Alex Davidson

Personal information
- Full name: Alexander Morrison Davidson
- Date of birth: 6 June 1920
- Place of birth: Langholm, Scotland
- Date of death: 11 February 2005 (aged 84)
- Place of death: Helensburgh, Scotland
- Height: 5 ft 7 in (1.70 m)
- Position: Inside forward

Youth career
- St Roch's

Senior career*
- Years: Team / Apps / (Gls)
- 1937–1940: Hibernian / 15 / (2)
- 1944: Lincoln City (guest)
- 1946–1948: Chelsea / 2 / (0)
- 1948–1949: Crystal Palace / 10 / (2)
- Clacton Town
- Total:  / 27 / (4)

= Alex Davidson (footballer, born 1920) =

Scottish footballer

Alex Davidson (6 June 1920 – 11 February 2005) was a Scottish footballer.
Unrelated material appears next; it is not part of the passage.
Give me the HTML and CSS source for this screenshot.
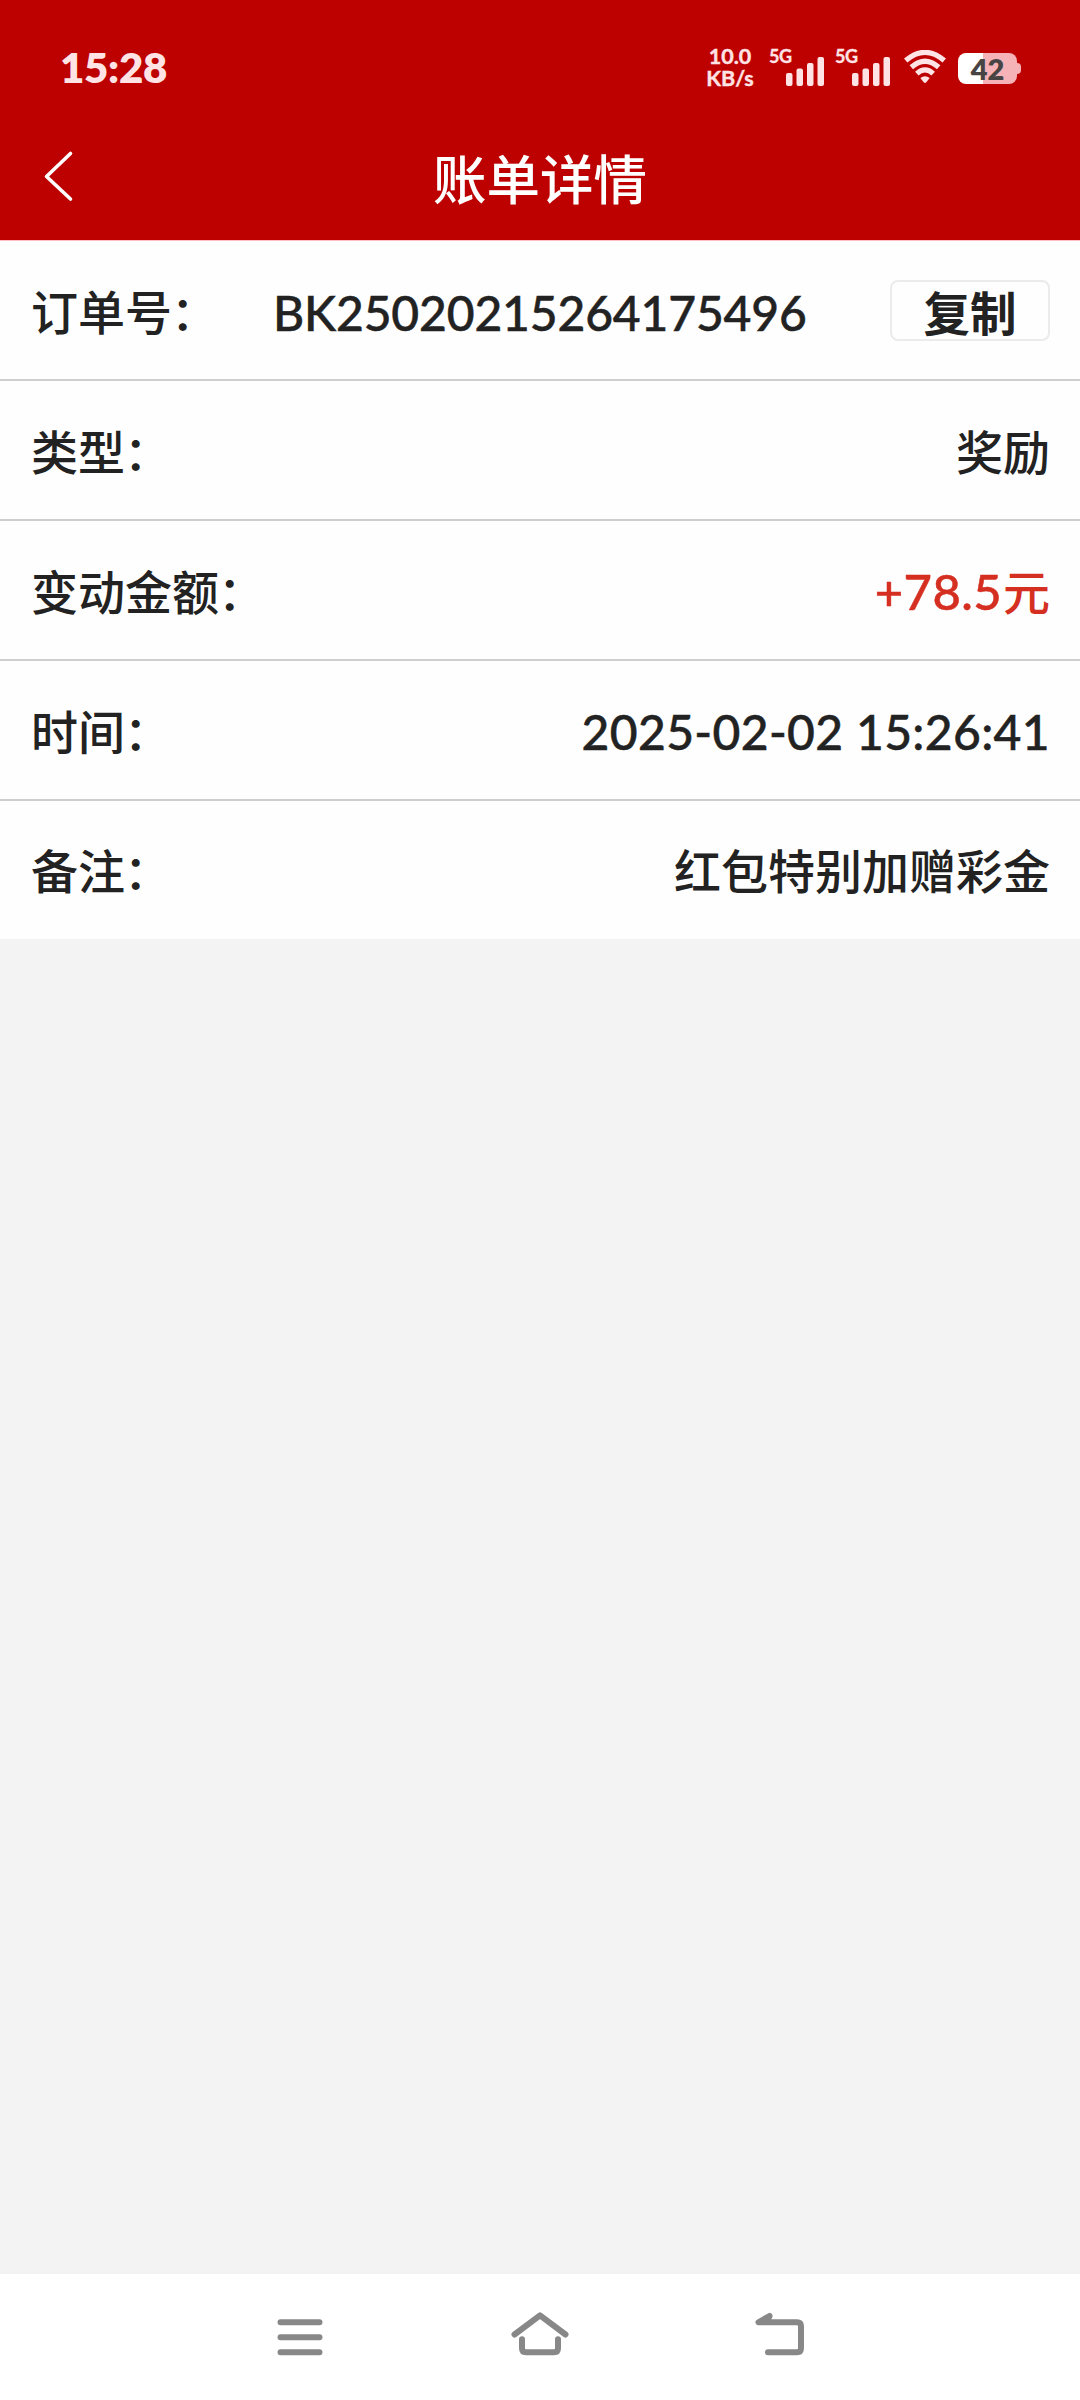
FILE: index.html
```html
<!DOCTYPE html>
<html lang="zh-CN">
<head>
<meta charset="utf-8">
<title>账单详情</title>
<link rel="stylesheet" href="styles.css">
</head>
<body>
<div class="screen">
  <header class="header">
    <div class="status">
      <span class="clock">15:28</span>
      <div class="indicators">
        <div class="speed"><span class="rate">10.0</span><span class="unit">KB/s</span></div>
        <div class="network">
          <span class="generation">5G</span>
          <svg class="bars" width="38" height="29" viewBox="0 0 38 29"><rect x="0" y="16" width="6.5" height="13" rx="2"/><rect x="10.5" y="11.5" width="6.5" height="17.5" rx="2"/><rect x="21" y="6" width="6.5" height="23" rx="2"/><rect x="31.5" y="0" width="6.5" height="29" rx="2"/></svg>
        </div>
        <div class="network">
          <span class="generation">5G</span>
          <svg class="bars" width="38" height="29" viewBox="0 0 38 29"><rect x="0" y="16" width="6.5" height="13" rx="2"/><rect x="10.5" y="11.5" width="6.5" height="17.5" rx="2"/><rect x="21" y="6" width="6.5" height="23" rx="2"/><rect x="31.5" y="0" width="6.5" height="29" rx="2"/></svg>
        </div>
        <svg class="wifi" width="42" height="34" viewBox="0 0 42 34">
          <g fill="none" stroke="#ffe3e5" stroke-width="5.2"><path d="M1.7 10.6Q21-5.8 40.3 10.6"/><path d="M7.3 17.3Q21 5.2 34.7 17.3"/><path d="M12.8 23.6Q21 16.2 29.2 23.6"/></g>
          <path d="M16.3 28Q21 24.6 25.7 28L22.3 32.3Q21 33.8 19.7 32.3Z" fill="#ffe3e5"/>
        </svg>
        <div class="battery"><span class="level">42</span></div>
      </div>
    </div>
    <div class="titlebar">
      <svg class="back" width="32" height="52" viewBox="0 0 32 52"><path d="M28.5 3.5L4.5 26.5L28.5 49" fill="none" stroke="#fff" stroke-width="3.6" stroke-linecap="round" stroke-linejoin="round"/></svg>
      <h1 class="title">账单详情</h1>
    </div>
  </header>
  <main class="details">
    <div class="row"><span class="label">订单号<span class="colon">：</span></span><span class="value order">BK25020215264175496</span><button class="copy">复制</button></div>
    <div class="row"><span class="label">类型<span class="colon">：</span></span><span class="value">奖励</span></div>
    <div class="row"><span class="label">变动金额<span class="colon">：</span></span><span class="value amount"><span class="number">+78.5</span>元</span></div>
    <div class="row"><span class="label">时间<span class="colon">：</span></span><span class="value time">2025-02-02 15:26:41</span></div>
    <div class="row"><span class="label">备注<span class="colon">：</span></span><span class="value">红包特别加赠彩金</span></div>
  </main>
  <nav class="navbar">
    <svg width="60" height="60" viewBox="0 0 60 60"><path d="M10.5 15.3H49.5M10.5 30.3H49.5M10.5 45.3H49.5"/></svg>
    <svg width="60" height="60" viewBox="0 0 60 60"><path d="M4.5 27.5L30 8.4L55.5 27.5M12 32.3V41.3Q12 45.3 16 45.3H44Q48 45.3 48 41.3V32.3"/></svg>
    <svg width="60" height="60" viewBox="0 0 60 60"><path d="M19.5 9L8.5 15.3H47Q51 15.3 51 19.3V41.3Q51 45.3 47 45.3H18M19.5 9L17.5 14"/></svg>
  </nav>
</div>
</body>
</html>
```
FILE: styles.css
```css
* { box-sizing: border-box; }
body {
  margin: 0;
  font-family: Lato, "Noto Sans CJK SC", sans-serif;
  font-weight: 500;
  color: #222;
}
.screen {
  display: flex;
  flex-direction: column;
  width: 1080px;
  height: 2400px;
  background: #f3f3f3;
}
.header {
  display: flex;
  flex-direction: column;
  height: 241px;
  background: #bd0000;
  border-bottom: 1px solid #fdbfc3;
}
.status {
  display: flex;
  align-items: center;
  justify-content: space-between;
  height: 136px;
  padding: 0 60px;
  color: #ffe3e5;
  font-weight: 700;
}
.clock { margin-top: -3px; font-size: 42px; font-weight: 800; line-height: 50px; letter-spacing: -0.3px; }
.indicators { display: flex; align-items: center; }
.speed {
  display: flex;
  flex-direction: column;
  align-items: center;
  width: 48px;
  margin: -2px 15px 0 0;
  font-size: 21.5px;
  line-height: 22px;
  -webkit-text-stroke: 0.4px;
}
.network { display: flex; align-items: flex-start; height: 37px; margin-right: 11px; }
.generation { width: 17px; margin-top: -1px; font-size: 18px; line-height: 14px; white-space: nowrap; letter-spacing: -0.5px; -webkit-text-stroke: 0.3px; }
.bars { margin-top: 7px; fill: #ffe3e5; }
.wifi { margin: -2px 12px 0 3px; }
.battery {
  position: relative;
  display: flex;
  align-items: center;
  justify-content: center;
  width: 59px;
  height: 31px;
  margin-right: 3px;
  border-radius: 8px;
  background: linear-gradient(90deg, #fff 25px, #f5b2b7 25px);
}
.battery::after {
  content: "";
  position: absolute;
  left: 59px;
  top: 10px;
  width: 4px;
  height: 11px;
  border-radius: 0 4px 4px 0;
  background: #f5b2b7;
}
.level { color: #484444; font-size: 29px; line-height: 31px; font-weight: 800; }
.titlebar {
  display: grid;
  grid-template-columns: 90px 1fr 90px;
  align-items: center;
  height: 104px;
}
.back { margin: -25px 0 0 42px; }
.title {
  margin: -18px 0 0;
  color: #fff;
  text-align: center;
  font-size: 53.5px;
  font-weight: 500;
  line-height: 72px;
}
.details { background: #fefefe; }
.row {
  display: flex;
  align-items: center;
  justify-content: space-between;
  height: 140px;
  padding: 3px 30px 0 31px;
  border-bottom: 2px solid #cecece;
  font-size: 47px;
  line-height: 68px;
  white-space: nowrap;
}
.row:last-child { height: 138px; padding-top: 2px; border-bottom: 0; }
.colon { margin-left: -1px; }
.order, .time, .number { -webkit-text-stroke: 0.5px; }
.order { flex: 1; margin: 3px 0 0 55px; font-size: 48px; letter-spacing: -0.15px; }
.time { font-size: 48px; letter-spacing: 0.35px; }
.number { margin-right: 1px; font-size: 49px; letter-spacing: 0.4px; }
.amount { color: #d52f21; }
.copy {
  display: flex;
  align-items: center;
  justify-content: center;
  width: 160px;
  height: 61px;
  margin-top: -3px;
  padding: 6px 0 0;
  border: 2px solid #ebebeb;
  border-radius: 8px;
  background: #fefefe;
  color: #222;
  font: 700 46.5px/60px Lato, "Noto Sans CJK SC", sans-serif;
}
.navbar {
  display: flex;
  justify-content: center;
  gap: 180px;
  height: 126px;
  margin-top: auto;
  padding-top: 33px;
  background: #fff;
}
.navbar svg { fill: none; stroke: #888; stroke-width: 6; stroke-linecap: round; stroke-linejoin: round; }
```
Davidson played for Hibernian in the Scottish Football League before the Second World War. He scored a late equalising goal in an Edinburgh derby against Hearts on 1 January 1938. During the war, he played for Lincoln City as a guest. When league football resumed after the war, Davidson played for Chelsea and Crystal Palace in the English Football League.